Yes, if you remove the fluid inside the airfoil, then there is no flow inside. I've attached a picture to show you what I mean for the second method.

Attachment 1633

The "internal region" is a fluid zone. In 2D, the edges that define the zone are where you apply boundary conditions. So you don't define the region as a mass flow inlet, you define it as a fluid zone. Define the edge marked in the picture as a mass flow inlet.

To your question about the mass flow rate at the gap, if it's steady flow, then the mass flow rate at the inlet should be equal to the mass flow rate at the gap.

thanks for the help. i used the second method n the grid check is successful.

but i have a question regarding meshing. below is a pic of my meshing. due to the shape of the aerofoil, the mesh is highly skewed. does it matter?

the top n bottom half are not symmetrical because for the leading edge of the top half, i made it perpendicular to the contour of the aerofoil. n it becomes very sparse as it moves radially outwards. whereas for the bottom half, i just made it follow the contour of the quadrant, hence it becomes highly skewed.

The skewed mesh at the edge of the boundary layer might give you some problems.

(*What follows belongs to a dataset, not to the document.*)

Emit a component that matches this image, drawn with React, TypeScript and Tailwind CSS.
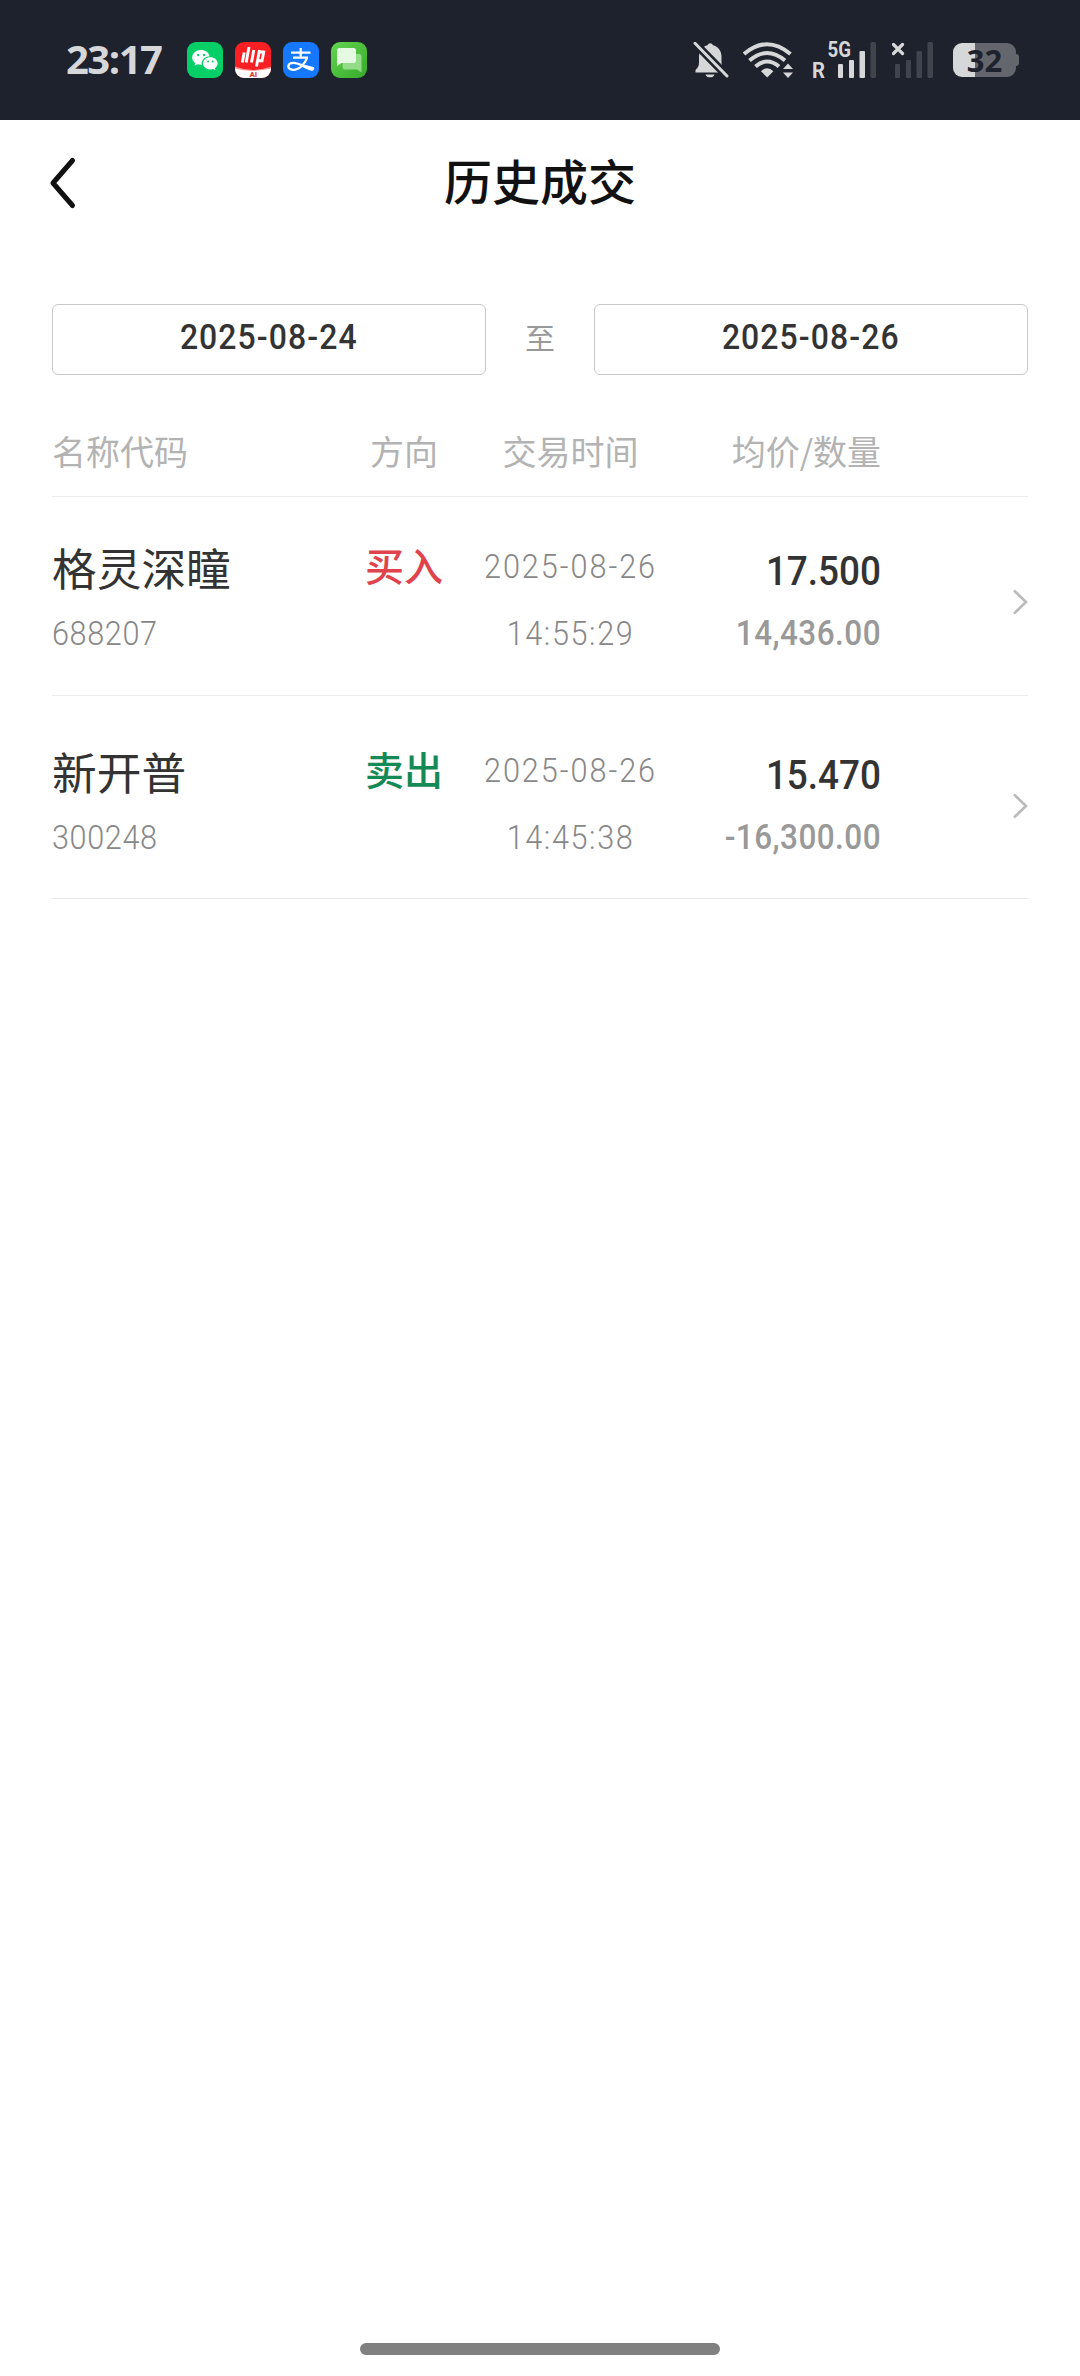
// Trade history page — executed orders within a date range

import { useState } from 'react'

interface Deal {
  name: string; code: string; side: 'buy' | 'sell'
  date: string; time: string; price: string; amount: string
}

const DEALS: Deal[] = [
  { name: '格灵深瞳', code: '688207', side: 'buy', date: '2025-08-26', time: '14:55:29', price: '17.500', amount: '14,436.00' },
  { name: '新开普', code: '300248', side: 'sell', date: '2025-08-26', time: '14:45:38', price: '15.470', amount: '-16,300.00' },
]

function WechatIcon() {
  return (
    <svg width="36" height="36" viewBox="0 0 36 36">
      <rect width="36" height="36" rx="9" fill="#07cf68" />
      <path d="M14 8C9 8 5.2 11.3 5.2 15.4c0 2.300 1.200 4.300 3.100 5.700l-.8 2.600 3-1.500c1.100.3 2.300.5 3.500.5l.8 0c-.9-4.700 3.300-8.500 7.800-8.500C22 10.600 18.400 8 14 8z" fill="#fff" />
      <path d="M23.300 15.200c-4.100 0-7.300 2.700-7.300 6.100s3.200 6.100 7.300 6.100c1 0 1.900-.1 2.700-.4l2.500 1.300-.7-2.100c1.700-1.200 2.800-2.900 2.800-4.900 0-3.400-3.200-6.100-7.300-6.100z" fill="#fff" />
      <g fill="#07cf68">
        <circle cx="11.200" cy="13" r="1.200" /><circle cx="17" cy="13" r="1.200" />
        <circle cx="21" cy="19.600" r="1" /><circle cx="25.800" cy="19.600" r="1" />
      </g>
    </svg>
  )
}

function BrokerIcon() {
  return (
    <svg width="36" height="36" viewBox="0 0 36 36">
      <clipPath id="broker"><rect width="36" height="36" rx="9" /></clipPath>
      <g clipPath="url(#broker)">
        <rect width="36" height="36" fill="#fa1f23" />
        <path d="M0 25.500Q18 31 36 25.500V36H0z" fill="#fff" />
        <path d="M0 24.500Q18 31.500 36 24.500V26.500Q18 31 0 26.500z" fill="#fd8f8c" />
        <g stroke="#fff" strokeWidth="2.900" fill="none">
          <path d="M9.200 10.500L7.300 20.500M14 5L11.200 20.500M18.800 8L16.500 20.500M29 8.500L26.800 20M24.500 8L21.500 24.500M22 18.800H28M24 10H29" />
        </g>
        <text x="18.300" y="34.500" textAnchor="middle" fontSize="8" fontWeight="700" fontFamily="Roboto, sans-serif" fill="#e52a2a">AI</text>
      </g>
    </svg>
  )
}

function AlipayIcon() {
  return (
    <svg width="36" height="36" viewBox="0 0 36 36">
      <rect width="36" height="36" rx="9" fill="#1677ff" />
      <g stroke="#fff" strokeWidth="2.300" fill="none">
        <path d="M8 10.600H27.500M17.700 6V15.500M10 15.600H25" />
        <path d="M24.200 15.500C22.500 21 17 27.800 10 27.800C3.500 27.800 4 20.800 10.500 20.800C16 20.800 22 25.500 31 27" />
      </g>
      <path d="M20 22.500L31.200 25.300L29.500 29C25.500 28 22.500 26.500 18.500 24.500z" fill="#fff" />
    </svg>
  )
}

function MessagesIcon() {
  return (
    <svg width="36" height="36" viewBox="0 0 36 36">
      <defs>
        <linearGradient id="msg" x1="0" y1="0" x2="1" y2="1">
          <stop offset="0" stopColor="#62d64f" /><stop offset="1" stopColor="#37a92c" />
        </linearGradient>
      </defs>
      <rect width="36" height="36" rx="9" fill="url(#msg)" />
      <path d="M12 12h16a2.500 2.500 0 0 1 2.500 2.500V30.500L26 27.500H14a2.500 2.500 0 0 1-2.500-2.500z" fill="#93dc88" />
      <path d="M8.500 6H22.500a2.500 2.500 0 0 1 2.500 2.500V18.500a2.500 2.500 0 0 1-2.500 2.500H10.500L6 24V8.500a2.500 2.500 0 0 1 2.500-2.500z" fill="#e6f9e2" />
    </svg>
  )
}

function StatusBar() {
  return (
    <div className="flex h-[120px] items-center bg-[#1e222c] pl-[66px] pr-[61px] text-[#d6d7d9]">
      <span className="w-[121px] -translate-y-[2px] font-['Open_Sans',sans-serif] text-[40px] leading-[41px] font-bold tracking-[-1.500px]">23:17</span>
      <div className="flex flex-1 gap-3">
        <WechatIcon />
        <BrokerIcon />
        <AlipayIcon />
        <MessagesIcon />
      </div>

      {/* Muted bell */}
      <svg width="36" height="36" viewBox="0 0 36 36" fill="none" className="mr-[13px]">
        <path d="M2.500 30.500V28C5.500 25.500 6 23 6 20V15C6 8.500 9.500 4.500 14.500 3.200C15.500 .5 19 .5 20 3.200C25 4.500 28.500 8.500 28.500 14.500v6C28.500 24 29.500 26 32 28.500V30.500z" fill="#d6d7d9" />
        <path d="M12.500 32.500h9c-1 3.800-8 3.800-9 0z" fill="#d6d7d9" />
        <path d="M2 1.200L34 34" stroke="#1e222c" strokeWidth="8" />
        <path d="M2 1.200L34 34" stroke="#d6d7d9" strokeWidth="3" strokeLinecap="round" />
      </svg>

      {/* Wifi */}
      <svg width="52" height="36" viewBox="0 0 52 36" fill="none" className="mr-[18px]">
        <g stroke="#d6d7d9" strokeWidth="4">
          <path d="M2 12Q25 -7.500 48.500 12" />
          <path d="M7.500 18.500Q25 3.500 43 18.500" />
          <path d="M13.500 24.500Q25 14.500 37 24.500" />
        </g>
        <path d="M25.200 35.500L19 29.200Q25.200 23.500 31.400 29.200z" fill="#d6d7d9" />
        <path d="M41 27L46 21.500L51 27zM41 30.500H51L46 36z" fill="#d6d7d9" />
      </svg>

      {/* SIM 1 */}
      <svg width="64" height="38" viewBox="0 0 64 38" className="mr-[16px] -translate-y-px overflow-visible" fill="#d6d7d9" fontFamily="Roboto, sans-serif" fontWeight="700">
        <text x="0" y="37.500" fontSize="21.500" textLength="13" lengthAdjust="spacingAndGlyphs">R</text>
        <text x="15.500" y="16.500" fontSize="22" textLength="23.500" lengthAdjust="spacingAndGlyphs">5G</text>
        <rect x="26" y="24" width="5" height="14" rx="1" />
        <rect x="37" y="20" width="5" height="18" rx="1" />
        <rect x="47.500" y="11" width="5.500" height="27" rx="1" />
        <rect x="58.500" y="2" width="5.500" height="36" rx="1.500" fill="#40444d" />
      </svg>

      {/* SIM 2, no service */}
      <svg width="42" height="38" viewBox="0 0 42 38" className="mr-[19px] -translate-y-px" fill="#40444d">
        <path d="M1.500 4.500L10.500 13.500M10.500 4.500L1.500 13.500" stroke="#d6d7d9" strokeWidth="3.200" strokeLinecap="round" />
        <rect x="3" y="24" width="5" height="14" rx="1" />
        <rect x="14" y="20" width="5" height="18" rx="1" />
        <rect x="24.500" y="11" width="5.500" height="27" rx="1" />
        <rect x="35.500" y="2" width="5.500" height="36" rx="1.500" />
      </svg>

      {/* Battery */}
      <div className="flex items-center">
        <div className="flex h-[34px] w-[63px] items-center justify-center rounded-[9px] bg-[linear-gradient(to_right,#d6d7d9_22px,#63666d_22px)] font-['Open_Sans',sans-serif] text-[31px] leading-none font-bold text-[#1e222c]">32</div>
        <div className="h-3 w-[3px] rounded-r-sm bg-[#63666d]" />
      </div>
    </div>
  )
}

function DealRow({ deal }: { deal: Deal }) {
  return (
    <div className="flex h-[199px] border-b border-[#ebebeb] last:h-[203px] last:pt-[5px]">
      <div className="w-[290px] pt-[45px]">
        <p className="text-[44.700px] leading-[50px] text-[#333]">{deal.name}</p>
        <p className="mt-[21px] origin-left scale-x-[0.9] font-['Roboto',sans-serif] text-[34px] leading-[40px] font-light tracking-[0.700px] text-[#888]">{deal.code}</p>
      </div>
      <div className="w-[124px] pt-[45px] text-center text-[39px] leading-[44px] font-medium">
        {deal.side === 'buy' ? <p className="text-[#e0434c]">买入</p> : <p className="text-[#158a56]">卖出</p>}
      </div>
      <div className="w-[209px] scale-x-[0.9] pt-[49px] text-center font-['Roboto',sans-serif] text-[34px] leading-[40px] font-light text-[#888]">
        <p className="tracking-[2.200px]">{deal.date}</p>
        <p className="mt-[27px] tracking-[1.800px]">{deal.time}</p>
      </div>
      <div className="w-[206px] origin-right scale-x-[0.9] pt-[50px] text-right font-['Roboto',sans-serif] font-medium">
        <p className="text-[41px] leading-[48px] text-[#333]">{deal.price}</p>
        <p className="mt-[19px] text-[35px] leading-[40px] tracking-[0.500px] text-[#999]">{deal.amount}</p>
      </div>
      <svg width="16" height="26" viewBox="0 0 16 26" className="mt-[92px] ml-auto" fill="none" stroke="#bbb" strokeWidth="2.600">
        <path d="M2 1.500L14 13L2 24.500" />
      </svg>
    </div>
  )
}

function DateField({ value }: { value: string }) {
  return (
    <button className="h-[71px] w-[434px] rounded-[6px] border border-[#c8c8c8] pb-[3px] font-['Roboto',sans-serif] text-[35.500px] font-medium text-[#333]">
      <span className="inline-block scale-x-[0.9] tracking-[1.200px]">{value}</span>
    </button>
  )
}

export default function App() {
  const [from] = useState('2025-08-24')
  const [to] = useState('2025-08-26')

  return (
    <div className="flex h-[2376px] w-[1080px] flex-col bg-white font-['Noto_Sans_CJK_SC',sans-serif]">
      <StatusBar />

      {/* Title bar */}
      <header className="grid h-[126px] grid-cols-[200px_1fr_200px] items-center">
        <svg width="28" height="54" viewBox="0 0 28 54" className="ml-[49px]" fill="none" stroke="#111" strokeWidth="5" strokeLinecap="round" strokeLinejoin="round">
          <path d="M23.500 4.500L4 27L23.500 49.500" />
        </svg>
        <h1 className="pb-[9px] text-center text-[48px] leading-[60px] font-medium text-[#111]">历史成交</h1>
      </header>

      <main className="px-[52px] pt-[58px]">
        {/* Date range */}
        <div className="flex items-center text-center">
          <DateField value={from} />
          <span className="flex-1 pb-[7px] text-[30px] leading-[40px] text-[#999]">至</span>
          <DateField value={to} />
        </div>

        <div className="flex h-[122px] border-b border-[#ebebeb] pt-[51px] text-[34px] leading-[50px] text-[#b3b3b3]">
          <span className="w-[290px]">名称代码</span>
          <span className="w-[124px] text-center">方向</span>
          <span className="w-[209px] text-center">交易时间</span>
          <span className="w-[206px] text-right">均价/数量</span>
        </div>

        {DEALS.map(d => <DealRow key={d.code} deal={d} />)}
      </main>

      {/* Home indicator */}
      <div className="mx-auto mt-auto mb-[21px] h-3 w-[360px] rounded-full bg-[#808080]" />
    </div>
  )
}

Not to rant, but this is honestly one of my biggest problems with Gambit; in my experience, it seems like you need to fight the software a gird that is orthogonal to the airfoil and smoothly transitions to the far field. In your case, the grid inside the boundary layer is good, but it gets bad outside of the boundary layer.

If you have the resources, you should try your grid to see if it works. Ultimately, though, you'll probably need to play around with how you are blocking the domain and meshing the edges until you get a grid that is good enough. Beyond that, I'm sorry to say that I'm not really sure what else to do. Hopefully, someone can chime in and discuss how they have managed to solve a problem like this.

Also, you'll probably want to increase the density of the grid at the gap inside the airfoil (the unstructured region.) As you have it, there is a large change in cell volume at that point, which might give you some problems.